‘If the MMR vaccine was not the cause of my son's autism, then why has he got traces of measles virus in his bowels?’ This was the question put to me 5 years ago by one of the parents involved in the litigation against the manufacturers of the MMR vaccine. He was a passionate supporter of the campaign led by the former Royal Free researcher Andrew Wakefield who first suggested a link between MMR and autism. The claim, made in 2002 by a team led by Dublin pathologist John O‘Leary, that measles virus RNA had been detected in gut biopsies of children with autism, appeared to provide powerful vindication for Wakefield's hypothesis that a distinctive inflammatory bowel condition — dubbed ‘autistic enterocolitis’ — was the mediating link between MMR and autism.
Testimony in a US court last month by London-based molecular biologist Stephen Bustin (a world authority on PCR testing) exposed the unreliability of O'Leary's findings. Although this is good news for parents, Bustin's testimony was yet another blow for the anti-vaccine campaigners as Andrew Wakefield returns from his private clinic in Texas to face charges of professional misconduct at the General Medical Council. The hearings in the US mark the culmination of two parallel anti-vaccine campaigns. In the UK, parents of more than 1400 children were drawn into litigation against MMR, which collapsed in 2004 when the Legal Services Commission realised that, in the absence of scientific evidence, the claim had no chance of succeeding.
Meanwhile in the US, campaigners blame the mercury-based preservative thiomersal in some vaccines for the apparent increase in the prevalence of autism. The facts that the prevalence of autism has continued to rise after the removal of thiomersal from vaccines and that MMR has never contained thiomersal have not deterred campaigners from trying to link mercury and MMR in the causation of autism, through a series of speculative and improbable pathways. The court in Washington heard the first test case (of a total of 4800), that of 12-year old Michelle Cedillo whose parents believe, partly on the strength of results from O'Leary's lab, that the combination of vaccines containing thiomersal with MMR at 16 months rendered her autistic.
Unfortunately for the anti-vaccine campaigners there was no real contest — in terms of personal expertise or scientific substance — between the expert witnesses put forward in support of the vaccine-autism theory and those challenging this hypothesis. The evidence of videos revealing Michelle's autistic features long before she received MMR was particularly persuasive. In his investigation of the O‘Leary lab, Stephen Bustin discovered problems at every step of the PCR process. His conclusions were categorical: ‘the assay used was not specific for measles and it was not properly carried out.’ The positive results were positive for DNA — confirming contamination, because ‘if it's DNA it can't be measles’ (measles is an RNA virus). For Bustin it was ‘a scientific certainty’ that the O'Leary lab had failed reliably to identify measles virus RNA in Michelle or any other child. Bustin's devastating testimony effectively destroyed the only piece of positive evidence that has been produced in support of the MMR-autism thesis since it was launched nearly a decade ago.

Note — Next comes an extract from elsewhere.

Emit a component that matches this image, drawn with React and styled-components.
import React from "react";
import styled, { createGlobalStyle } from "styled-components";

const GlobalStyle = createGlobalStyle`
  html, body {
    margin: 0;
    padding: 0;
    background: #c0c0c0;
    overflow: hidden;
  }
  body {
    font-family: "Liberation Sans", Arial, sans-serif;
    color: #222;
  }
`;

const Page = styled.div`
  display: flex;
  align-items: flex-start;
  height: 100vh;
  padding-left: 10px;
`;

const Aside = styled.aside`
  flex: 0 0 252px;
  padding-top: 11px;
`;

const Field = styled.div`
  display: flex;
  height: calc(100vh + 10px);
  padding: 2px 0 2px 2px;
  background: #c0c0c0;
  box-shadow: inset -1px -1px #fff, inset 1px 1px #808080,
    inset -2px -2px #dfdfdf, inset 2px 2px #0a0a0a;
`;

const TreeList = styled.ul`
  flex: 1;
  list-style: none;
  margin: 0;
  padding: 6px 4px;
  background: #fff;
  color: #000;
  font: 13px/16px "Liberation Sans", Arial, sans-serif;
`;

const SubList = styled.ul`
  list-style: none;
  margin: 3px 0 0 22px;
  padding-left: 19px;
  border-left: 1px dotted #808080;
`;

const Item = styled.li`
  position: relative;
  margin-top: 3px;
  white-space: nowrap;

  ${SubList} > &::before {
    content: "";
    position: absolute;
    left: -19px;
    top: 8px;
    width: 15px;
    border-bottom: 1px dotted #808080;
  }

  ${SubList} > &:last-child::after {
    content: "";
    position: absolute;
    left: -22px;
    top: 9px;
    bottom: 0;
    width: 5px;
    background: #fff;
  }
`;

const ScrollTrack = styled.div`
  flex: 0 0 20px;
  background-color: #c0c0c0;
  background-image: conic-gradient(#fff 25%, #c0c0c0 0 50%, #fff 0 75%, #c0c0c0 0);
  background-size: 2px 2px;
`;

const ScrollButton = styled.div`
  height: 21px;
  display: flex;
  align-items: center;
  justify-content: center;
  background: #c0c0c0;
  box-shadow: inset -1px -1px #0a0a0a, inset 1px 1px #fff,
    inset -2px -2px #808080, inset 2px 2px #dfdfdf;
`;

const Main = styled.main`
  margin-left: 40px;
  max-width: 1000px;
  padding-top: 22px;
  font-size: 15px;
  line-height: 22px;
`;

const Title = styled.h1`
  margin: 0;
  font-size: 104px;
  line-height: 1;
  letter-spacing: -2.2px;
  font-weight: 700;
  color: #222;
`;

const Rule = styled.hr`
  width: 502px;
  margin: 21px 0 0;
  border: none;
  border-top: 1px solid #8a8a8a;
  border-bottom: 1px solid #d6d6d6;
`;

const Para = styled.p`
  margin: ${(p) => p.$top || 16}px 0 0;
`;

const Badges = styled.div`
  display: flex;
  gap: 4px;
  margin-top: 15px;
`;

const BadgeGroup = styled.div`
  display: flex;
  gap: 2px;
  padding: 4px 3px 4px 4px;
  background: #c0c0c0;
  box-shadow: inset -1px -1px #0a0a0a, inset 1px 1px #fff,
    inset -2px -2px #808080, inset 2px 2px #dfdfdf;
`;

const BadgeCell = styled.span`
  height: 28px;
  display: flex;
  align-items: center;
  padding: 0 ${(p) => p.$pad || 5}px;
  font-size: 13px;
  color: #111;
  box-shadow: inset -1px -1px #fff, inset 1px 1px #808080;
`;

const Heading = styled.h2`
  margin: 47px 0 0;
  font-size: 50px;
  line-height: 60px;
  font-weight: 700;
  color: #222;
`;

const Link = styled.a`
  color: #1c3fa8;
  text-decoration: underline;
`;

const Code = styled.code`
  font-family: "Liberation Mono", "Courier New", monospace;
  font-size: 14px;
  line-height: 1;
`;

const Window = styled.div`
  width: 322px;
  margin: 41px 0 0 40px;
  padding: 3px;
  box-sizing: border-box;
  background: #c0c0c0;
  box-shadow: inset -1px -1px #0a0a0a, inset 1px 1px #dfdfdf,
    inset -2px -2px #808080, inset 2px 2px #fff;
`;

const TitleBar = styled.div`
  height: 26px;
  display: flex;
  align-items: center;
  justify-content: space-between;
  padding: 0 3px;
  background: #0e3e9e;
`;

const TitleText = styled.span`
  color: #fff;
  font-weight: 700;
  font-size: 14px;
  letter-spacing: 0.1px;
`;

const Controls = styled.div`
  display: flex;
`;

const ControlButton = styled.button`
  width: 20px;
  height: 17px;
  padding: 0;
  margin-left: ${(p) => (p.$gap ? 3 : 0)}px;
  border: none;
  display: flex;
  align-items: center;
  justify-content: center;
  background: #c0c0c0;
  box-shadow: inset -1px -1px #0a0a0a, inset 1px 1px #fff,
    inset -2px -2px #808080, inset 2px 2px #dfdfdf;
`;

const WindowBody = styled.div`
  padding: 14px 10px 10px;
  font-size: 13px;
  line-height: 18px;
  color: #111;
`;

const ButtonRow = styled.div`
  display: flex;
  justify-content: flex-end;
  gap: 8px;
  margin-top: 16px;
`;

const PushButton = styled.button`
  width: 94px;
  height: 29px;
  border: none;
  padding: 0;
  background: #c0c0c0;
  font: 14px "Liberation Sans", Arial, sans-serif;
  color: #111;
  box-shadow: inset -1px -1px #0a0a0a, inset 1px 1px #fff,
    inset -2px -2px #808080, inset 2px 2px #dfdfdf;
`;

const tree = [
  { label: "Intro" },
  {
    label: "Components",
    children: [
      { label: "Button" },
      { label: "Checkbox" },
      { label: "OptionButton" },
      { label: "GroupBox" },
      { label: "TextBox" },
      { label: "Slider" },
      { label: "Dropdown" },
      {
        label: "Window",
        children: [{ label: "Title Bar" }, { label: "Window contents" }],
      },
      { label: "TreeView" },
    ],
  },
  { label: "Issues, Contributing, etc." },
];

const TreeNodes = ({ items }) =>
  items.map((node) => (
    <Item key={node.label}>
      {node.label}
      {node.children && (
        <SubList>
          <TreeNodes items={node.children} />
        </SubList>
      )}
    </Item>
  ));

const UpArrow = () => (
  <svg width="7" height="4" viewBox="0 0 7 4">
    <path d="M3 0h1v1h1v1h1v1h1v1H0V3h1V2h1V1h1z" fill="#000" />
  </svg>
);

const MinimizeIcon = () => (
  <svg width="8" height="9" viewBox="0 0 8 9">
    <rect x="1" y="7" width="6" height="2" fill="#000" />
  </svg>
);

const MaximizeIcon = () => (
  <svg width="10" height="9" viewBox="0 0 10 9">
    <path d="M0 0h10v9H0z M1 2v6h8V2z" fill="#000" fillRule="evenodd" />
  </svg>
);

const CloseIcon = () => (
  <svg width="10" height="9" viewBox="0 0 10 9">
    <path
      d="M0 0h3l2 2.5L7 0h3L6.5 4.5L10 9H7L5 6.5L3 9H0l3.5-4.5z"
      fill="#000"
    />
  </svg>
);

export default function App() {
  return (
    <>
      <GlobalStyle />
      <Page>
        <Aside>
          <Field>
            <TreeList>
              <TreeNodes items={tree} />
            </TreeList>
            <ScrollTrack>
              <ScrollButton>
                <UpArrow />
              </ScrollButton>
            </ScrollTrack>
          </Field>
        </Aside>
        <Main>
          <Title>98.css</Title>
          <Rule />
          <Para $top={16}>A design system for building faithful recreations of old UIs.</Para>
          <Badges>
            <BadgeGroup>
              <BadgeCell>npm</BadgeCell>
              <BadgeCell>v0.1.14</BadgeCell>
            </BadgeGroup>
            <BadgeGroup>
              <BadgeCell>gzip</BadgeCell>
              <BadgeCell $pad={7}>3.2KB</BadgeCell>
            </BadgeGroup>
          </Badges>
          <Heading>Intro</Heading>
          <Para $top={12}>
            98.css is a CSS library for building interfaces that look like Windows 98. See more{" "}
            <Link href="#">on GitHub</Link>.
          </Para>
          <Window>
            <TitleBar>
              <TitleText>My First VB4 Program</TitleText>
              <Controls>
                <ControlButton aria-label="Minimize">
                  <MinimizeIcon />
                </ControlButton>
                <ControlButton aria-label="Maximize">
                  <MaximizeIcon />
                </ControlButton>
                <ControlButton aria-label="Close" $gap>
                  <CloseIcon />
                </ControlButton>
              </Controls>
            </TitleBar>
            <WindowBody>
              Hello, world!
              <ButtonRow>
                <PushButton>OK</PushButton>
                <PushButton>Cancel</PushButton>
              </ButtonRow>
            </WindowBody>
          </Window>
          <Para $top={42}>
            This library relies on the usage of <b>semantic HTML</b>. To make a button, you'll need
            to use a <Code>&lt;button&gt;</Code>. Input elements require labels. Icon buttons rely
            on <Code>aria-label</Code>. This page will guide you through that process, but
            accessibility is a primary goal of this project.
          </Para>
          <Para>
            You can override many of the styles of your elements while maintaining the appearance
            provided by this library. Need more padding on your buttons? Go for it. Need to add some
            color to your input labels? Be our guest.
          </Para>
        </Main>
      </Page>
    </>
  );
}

Bustin's revelations follow a series of studies, using the most rigorous techniques, which have failed to replicate O'Leary's results, while other researchers have disputed the existence of ‘autistic enterocolitis’ as a distinctive disease entity.1–3 All these results are reassuring to parents of autistic children, whose anxieties have been needlessly provoked by the Wakefield campaign. Parents facing decisions about immunisation can also be reassured that the MMR autism scare has been shown to have no basis in science.
- © British Journal of General Practice, 2007.